Start

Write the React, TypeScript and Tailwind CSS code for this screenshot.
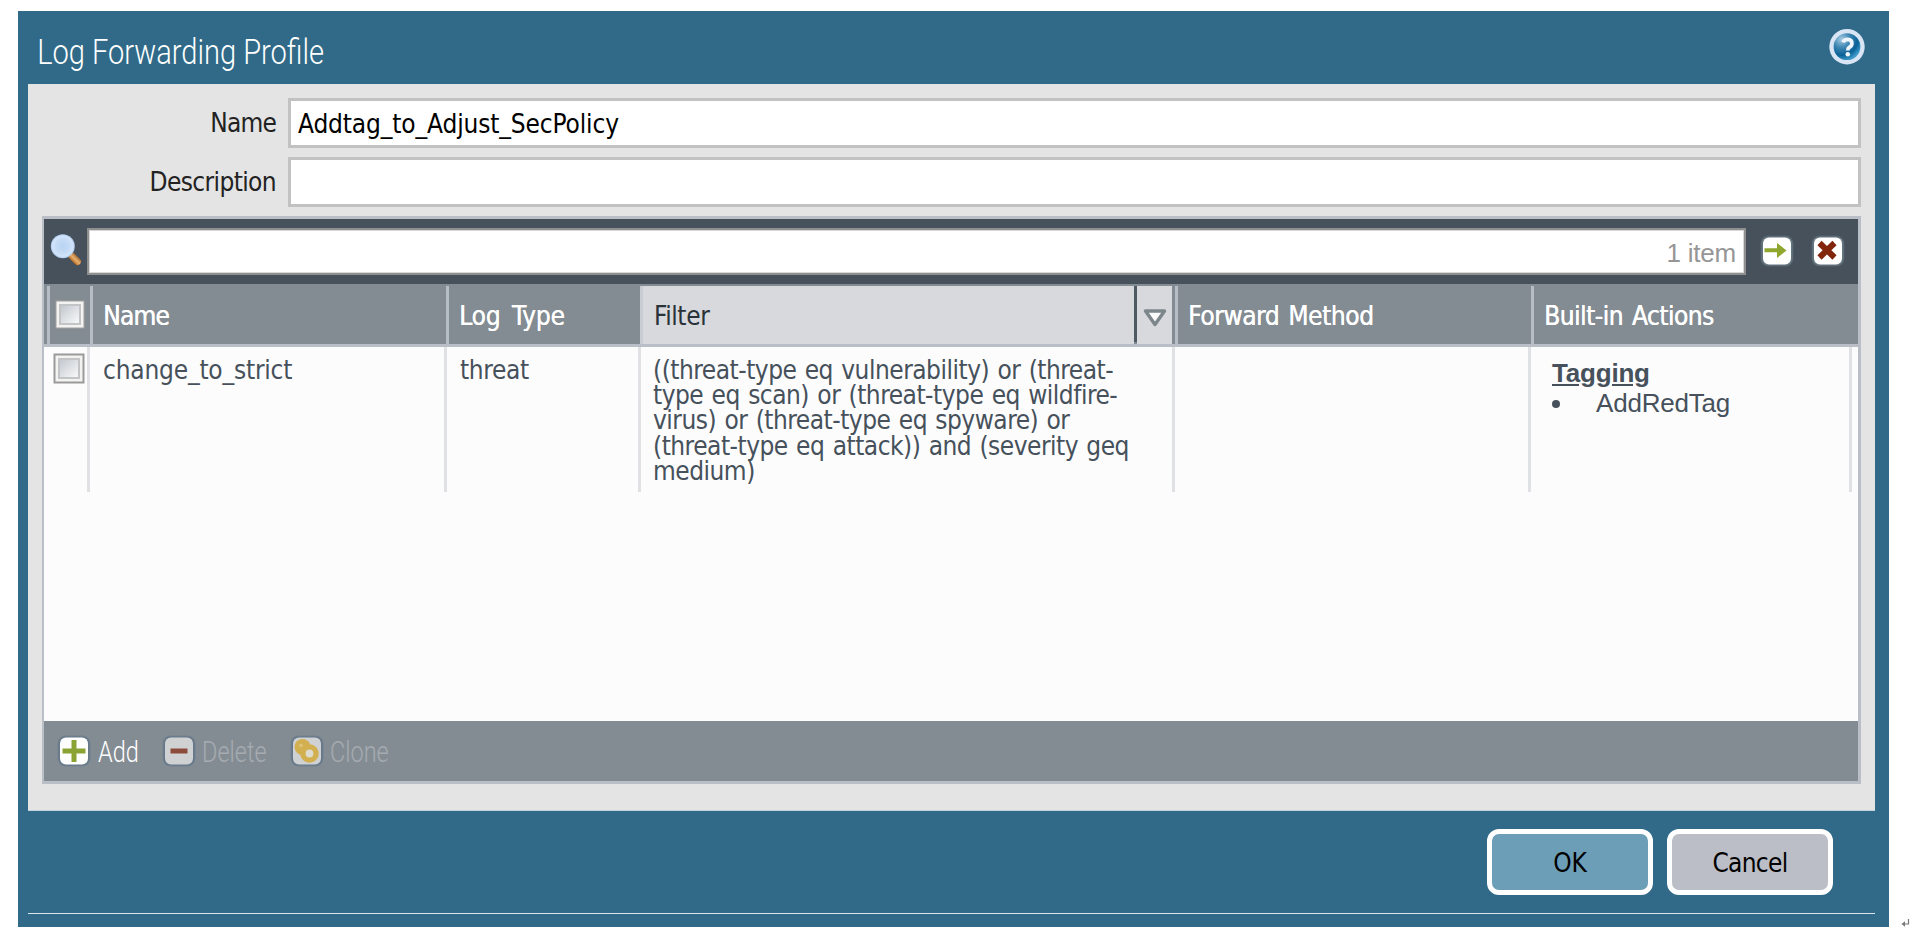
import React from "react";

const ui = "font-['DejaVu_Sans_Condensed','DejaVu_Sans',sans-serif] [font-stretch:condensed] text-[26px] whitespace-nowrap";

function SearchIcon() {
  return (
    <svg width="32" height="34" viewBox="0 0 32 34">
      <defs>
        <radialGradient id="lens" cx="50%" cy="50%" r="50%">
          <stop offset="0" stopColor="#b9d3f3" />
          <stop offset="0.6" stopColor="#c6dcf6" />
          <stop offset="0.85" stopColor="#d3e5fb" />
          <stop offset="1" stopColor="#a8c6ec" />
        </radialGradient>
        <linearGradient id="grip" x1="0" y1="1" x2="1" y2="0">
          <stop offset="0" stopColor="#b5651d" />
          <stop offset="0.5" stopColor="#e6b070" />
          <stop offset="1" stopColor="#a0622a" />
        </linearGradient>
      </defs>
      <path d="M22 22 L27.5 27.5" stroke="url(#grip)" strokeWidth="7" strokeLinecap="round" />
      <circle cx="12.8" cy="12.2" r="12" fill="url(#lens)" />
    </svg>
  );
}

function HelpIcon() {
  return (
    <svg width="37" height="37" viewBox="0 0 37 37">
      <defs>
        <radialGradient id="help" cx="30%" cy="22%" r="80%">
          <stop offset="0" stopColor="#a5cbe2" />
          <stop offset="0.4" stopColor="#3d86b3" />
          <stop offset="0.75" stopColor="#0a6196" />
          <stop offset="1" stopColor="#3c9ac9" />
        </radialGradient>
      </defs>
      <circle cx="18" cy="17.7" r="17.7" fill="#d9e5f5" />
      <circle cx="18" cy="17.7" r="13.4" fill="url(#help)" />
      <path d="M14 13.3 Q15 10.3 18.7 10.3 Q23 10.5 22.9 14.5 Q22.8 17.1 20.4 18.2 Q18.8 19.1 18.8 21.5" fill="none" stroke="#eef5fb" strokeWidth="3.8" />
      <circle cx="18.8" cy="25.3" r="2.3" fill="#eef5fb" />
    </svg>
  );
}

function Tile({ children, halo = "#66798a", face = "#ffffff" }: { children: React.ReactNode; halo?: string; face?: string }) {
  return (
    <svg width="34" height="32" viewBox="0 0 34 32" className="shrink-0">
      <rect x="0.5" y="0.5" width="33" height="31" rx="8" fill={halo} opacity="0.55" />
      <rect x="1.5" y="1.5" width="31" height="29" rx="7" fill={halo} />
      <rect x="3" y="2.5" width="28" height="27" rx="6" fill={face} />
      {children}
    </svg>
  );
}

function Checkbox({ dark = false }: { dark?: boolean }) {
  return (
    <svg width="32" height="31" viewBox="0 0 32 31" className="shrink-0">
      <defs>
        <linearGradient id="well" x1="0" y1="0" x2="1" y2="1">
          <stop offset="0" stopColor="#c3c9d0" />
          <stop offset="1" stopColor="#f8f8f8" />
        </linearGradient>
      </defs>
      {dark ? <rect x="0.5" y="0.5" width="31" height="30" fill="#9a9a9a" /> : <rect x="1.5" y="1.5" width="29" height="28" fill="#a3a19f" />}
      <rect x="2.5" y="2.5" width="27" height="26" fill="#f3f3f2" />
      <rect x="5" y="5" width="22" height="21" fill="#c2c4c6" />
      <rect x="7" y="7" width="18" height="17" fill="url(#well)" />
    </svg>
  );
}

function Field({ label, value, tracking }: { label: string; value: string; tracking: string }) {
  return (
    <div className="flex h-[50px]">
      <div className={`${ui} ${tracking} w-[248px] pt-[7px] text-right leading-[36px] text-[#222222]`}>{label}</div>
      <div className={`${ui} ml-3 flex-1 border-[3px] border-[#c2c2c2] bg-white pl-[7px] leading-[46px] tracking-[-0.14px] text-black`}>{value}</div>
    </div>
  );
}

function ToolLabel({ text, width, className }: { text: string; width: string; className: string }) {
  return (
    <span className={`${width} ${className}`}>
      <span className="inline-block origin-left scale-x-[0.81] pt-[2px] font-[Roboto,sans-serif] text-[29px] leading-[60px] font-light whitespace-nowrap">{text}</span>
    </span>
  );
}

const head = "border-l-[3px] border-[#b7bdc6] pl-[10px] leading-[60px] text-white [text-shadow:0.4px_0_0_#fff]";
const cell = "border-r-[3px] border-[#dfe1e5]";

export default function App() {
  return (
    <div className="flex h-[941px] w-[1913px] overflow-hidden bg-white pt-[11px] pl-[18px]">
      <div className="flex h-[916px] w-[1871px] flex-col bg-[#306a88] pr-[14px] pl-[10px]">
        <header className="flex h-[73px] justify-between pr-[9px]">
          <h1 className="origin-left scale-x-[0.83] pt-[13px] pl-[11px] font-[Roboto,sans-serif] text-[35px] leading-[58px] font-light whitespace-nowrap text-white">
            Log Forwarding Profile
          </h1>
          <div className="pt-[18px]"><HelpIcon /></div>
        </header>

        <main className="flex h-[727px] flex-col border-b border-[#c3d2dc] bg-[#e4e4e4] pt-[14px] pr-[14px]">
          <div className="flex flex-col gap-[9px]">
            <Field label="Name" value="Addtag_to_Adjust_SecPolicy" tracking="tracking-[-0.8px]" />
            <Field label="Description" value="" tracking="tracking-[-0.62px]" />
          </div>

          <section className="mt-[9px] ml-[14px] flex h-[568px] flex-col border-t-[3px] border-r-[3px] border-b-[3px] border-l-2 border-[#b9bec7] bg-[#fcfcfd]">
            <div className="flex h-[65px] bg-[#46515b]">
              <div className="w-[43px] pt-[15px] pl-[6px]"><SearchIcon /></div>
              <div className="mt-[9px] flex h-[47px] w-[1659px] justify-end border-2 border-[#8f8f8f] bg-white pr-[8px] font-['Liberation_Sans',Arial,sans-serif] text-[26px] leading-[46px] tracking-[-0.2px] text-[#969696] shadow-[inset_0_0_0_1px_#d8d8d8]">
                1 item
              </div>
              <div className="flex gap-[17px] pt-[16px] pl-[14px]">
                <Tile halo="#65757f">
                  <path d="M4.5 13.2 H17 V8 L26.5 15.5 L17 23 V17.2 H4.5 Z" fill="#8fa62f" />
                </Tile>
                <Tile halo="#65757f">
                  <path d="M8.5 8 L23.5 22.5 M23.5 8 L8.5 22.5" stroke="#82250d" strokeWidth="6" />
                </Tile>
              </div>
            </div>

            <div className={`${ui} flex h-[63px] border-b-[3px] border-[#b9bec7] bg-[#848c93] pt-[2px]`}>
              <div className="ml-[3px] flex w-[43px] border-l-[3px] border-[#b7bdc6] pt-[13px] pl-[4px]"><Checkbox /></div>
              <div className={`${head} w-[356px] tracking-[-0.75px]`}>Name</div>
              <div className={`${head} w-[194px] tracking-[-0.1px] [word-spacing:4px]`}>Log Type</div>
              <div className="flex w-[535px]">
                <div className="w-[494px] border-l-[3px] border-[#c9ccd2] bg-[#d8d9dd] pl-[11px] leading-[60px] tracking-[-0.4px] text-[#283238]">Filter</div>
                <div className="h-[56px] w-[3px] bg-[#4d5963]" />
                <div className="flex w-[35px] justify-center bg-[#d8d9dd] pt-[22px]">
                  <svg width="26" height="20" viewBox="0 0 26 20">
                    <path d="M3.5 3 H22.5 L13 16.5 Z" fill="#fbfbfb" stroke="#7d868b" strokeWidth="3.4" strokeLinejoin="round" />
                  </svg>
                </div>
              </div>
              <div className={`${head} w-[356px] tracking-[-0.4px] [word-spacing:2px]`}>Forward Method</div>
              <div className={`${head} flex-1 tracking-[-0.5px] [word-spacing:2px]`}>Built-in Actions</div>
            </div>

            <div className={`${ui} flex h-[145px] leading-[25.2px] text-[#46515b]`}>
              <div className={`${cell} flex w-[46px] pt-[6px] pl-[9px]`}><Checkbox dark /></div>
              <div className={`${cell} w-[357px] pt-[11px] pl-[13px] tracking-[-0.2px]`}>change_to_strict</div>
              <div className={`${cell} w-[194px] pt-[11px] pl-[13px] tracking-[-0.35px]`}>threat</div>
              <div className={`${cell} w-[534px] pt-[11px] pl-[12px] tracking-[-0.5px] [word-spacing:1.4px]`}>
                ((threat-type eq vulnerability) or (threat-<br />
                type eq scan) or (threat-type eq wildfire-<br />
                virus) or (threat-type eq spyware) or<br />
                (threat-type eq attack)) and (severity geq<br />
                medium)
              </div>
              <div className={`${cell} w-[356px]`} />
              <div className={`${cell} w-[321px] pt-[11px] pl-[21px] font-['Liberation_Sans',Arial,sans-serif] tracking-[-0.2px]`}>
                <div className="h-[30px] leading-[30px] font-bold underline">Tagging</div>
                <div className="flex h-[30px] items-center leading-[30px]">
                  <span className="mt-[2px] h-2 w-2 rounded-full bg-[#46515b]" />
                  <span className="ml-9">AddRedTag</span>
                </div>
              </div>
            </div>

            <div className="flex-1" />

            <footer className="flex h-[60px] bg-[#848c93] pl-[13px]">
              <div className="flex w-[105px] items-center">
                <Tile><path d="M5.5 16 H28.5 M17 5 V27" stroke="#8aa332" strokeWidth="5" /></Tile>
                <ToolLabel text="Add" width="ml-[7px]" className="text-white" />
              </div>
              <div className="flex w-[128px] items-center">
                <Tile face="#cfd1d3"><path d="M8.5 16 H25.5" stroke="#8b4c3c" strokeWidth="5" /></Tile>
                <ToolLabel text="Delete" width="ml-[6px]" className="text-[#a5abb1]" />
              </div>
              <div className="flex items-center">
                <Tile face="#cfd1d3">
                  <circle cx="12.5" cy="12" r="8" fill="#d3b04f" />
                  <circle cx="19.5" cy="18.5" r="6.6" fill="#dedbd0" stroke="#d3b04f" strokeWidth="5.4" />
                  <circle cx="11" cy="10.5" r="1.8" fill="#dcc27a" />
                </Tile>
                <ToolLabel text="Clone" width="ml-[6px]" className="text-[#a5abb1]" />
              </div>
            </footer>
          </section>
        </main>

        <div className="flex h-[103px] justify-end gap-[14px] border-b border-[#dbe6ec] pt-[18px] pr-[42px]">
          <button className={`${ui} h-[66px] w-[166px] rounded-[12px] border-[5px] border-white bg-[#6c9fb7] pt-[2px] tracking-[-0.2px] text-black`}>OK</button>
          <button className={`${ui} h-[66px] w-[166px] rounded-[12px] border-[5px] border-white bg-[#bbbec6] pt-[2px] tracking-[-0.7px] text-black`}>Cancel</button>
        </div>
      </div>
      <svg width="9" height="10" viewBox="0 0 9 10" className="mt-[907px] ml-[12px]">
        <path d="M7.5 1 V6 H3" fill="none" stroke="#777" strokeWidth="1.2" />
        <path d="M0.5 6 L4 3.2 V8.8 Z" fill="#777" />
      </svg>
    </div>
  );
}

End

- PROBLEM STATEMENT -
Scan the lines for the string "React". Copy out each line that matches.

- TASK SOLUTION -
Write the React, TypeScript and Tailwind CSS code for this screenshot.
import React from "react";
function Tile({ children, halo = "#66798a", face = "#ffffff" }: { children: React.ReactNode; halo?: string; face?: string }) {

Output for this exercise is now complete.